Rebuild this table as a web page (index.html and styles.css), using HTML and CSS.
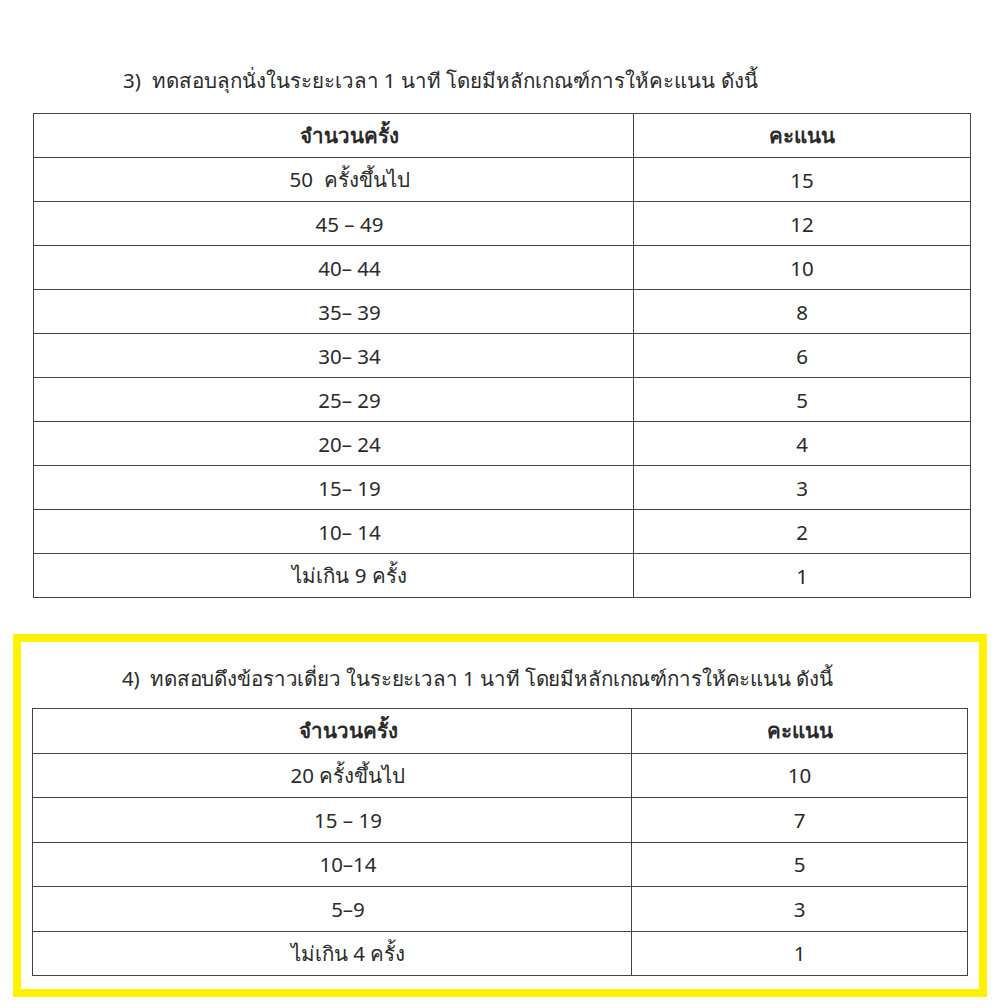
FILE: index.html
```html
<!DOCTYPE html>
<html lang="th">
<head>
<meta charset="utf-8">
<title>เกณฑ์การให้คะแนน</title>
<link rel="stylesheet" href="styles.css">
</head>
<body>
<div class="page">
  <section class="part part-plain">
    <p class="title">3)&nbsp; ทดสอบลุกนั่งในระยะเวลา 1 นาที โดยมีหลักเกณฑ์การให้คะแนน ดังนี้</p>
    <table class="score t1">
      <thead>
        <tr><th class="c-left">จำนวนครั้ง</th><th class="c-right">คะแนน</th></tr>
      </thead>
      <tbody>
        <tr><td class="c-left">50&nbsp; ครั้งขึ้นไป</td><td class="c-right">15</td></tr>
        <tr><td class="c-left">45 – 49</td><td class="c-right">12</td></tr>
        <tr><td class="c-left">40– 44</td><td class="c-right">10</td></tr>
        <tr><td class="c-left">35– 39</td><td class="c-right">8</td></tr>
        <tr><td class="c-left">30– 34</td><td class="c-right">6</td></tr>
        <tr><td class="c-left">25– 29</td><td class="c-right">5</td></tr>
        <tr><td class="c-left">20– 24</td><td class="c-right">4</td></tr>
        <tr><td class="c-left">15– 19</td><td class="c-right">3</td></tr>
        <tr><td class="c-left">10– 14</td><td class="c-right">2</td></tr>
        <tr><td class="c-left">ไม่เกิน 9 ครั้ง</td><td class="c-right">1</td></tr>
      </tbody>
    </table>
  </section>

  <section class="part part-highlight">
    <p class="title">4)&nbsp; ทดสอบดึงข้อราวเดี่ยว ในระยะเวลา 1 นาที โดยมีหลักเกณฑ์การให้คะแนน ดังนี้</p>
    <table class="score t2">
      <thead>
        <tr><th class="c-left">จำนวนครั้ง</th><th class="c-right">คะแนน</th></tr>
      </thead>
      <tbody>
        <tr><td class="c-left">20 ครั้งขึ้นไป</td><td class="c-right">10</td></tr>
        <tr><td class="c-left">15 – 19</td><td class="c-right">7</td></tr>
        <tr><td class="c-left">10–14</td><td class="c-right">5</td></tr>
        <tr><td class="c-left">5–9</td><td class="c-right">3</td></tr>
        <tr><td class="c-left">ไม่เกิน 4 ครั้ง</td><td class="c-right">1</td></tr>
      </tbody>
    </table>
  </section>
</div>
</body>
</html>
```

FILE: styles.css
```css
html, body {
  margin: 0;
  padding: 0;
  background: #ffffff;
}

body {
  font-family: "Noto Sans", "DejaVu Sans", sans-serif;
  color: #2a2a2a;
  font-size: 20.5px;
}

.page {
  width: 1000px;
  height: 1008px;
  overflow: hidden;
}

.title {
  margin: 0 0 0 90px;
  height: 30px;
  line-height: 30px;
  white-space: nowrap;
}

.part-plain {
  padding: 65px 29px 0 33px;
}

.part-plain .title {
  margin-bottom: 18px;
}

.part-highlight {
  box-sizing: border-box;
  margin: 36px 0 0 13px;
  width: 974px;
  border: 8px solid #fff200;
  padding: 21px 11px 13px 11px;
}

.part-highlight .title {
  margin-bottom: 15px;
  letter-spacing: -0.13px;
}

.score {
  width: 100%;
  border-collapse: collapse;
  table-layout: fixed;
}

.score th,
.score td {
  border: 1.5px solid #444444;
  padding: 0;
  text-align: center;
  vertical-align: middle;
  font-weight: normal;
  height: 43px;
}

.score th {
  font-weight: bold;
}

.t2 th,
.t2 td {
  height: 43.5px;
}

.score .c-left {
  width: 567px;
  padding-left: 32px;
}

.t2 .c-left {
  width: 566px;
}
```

- - -

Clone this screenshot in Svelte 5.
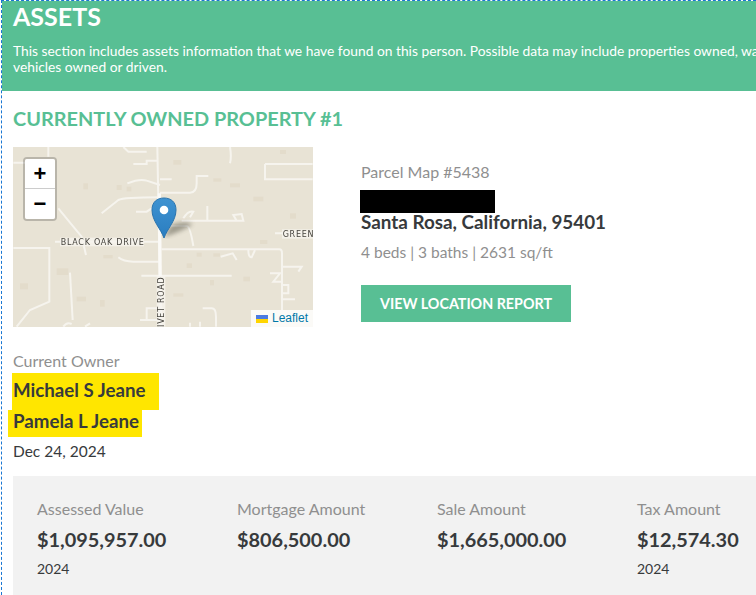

- - -

▶ Requirements
Copy out every line where the word "this" occurs.

▶ In response
Rebuild this table as a web page (index.html and styles.css), using HTML and CSS.
Clone this screenshot in Svelte 5.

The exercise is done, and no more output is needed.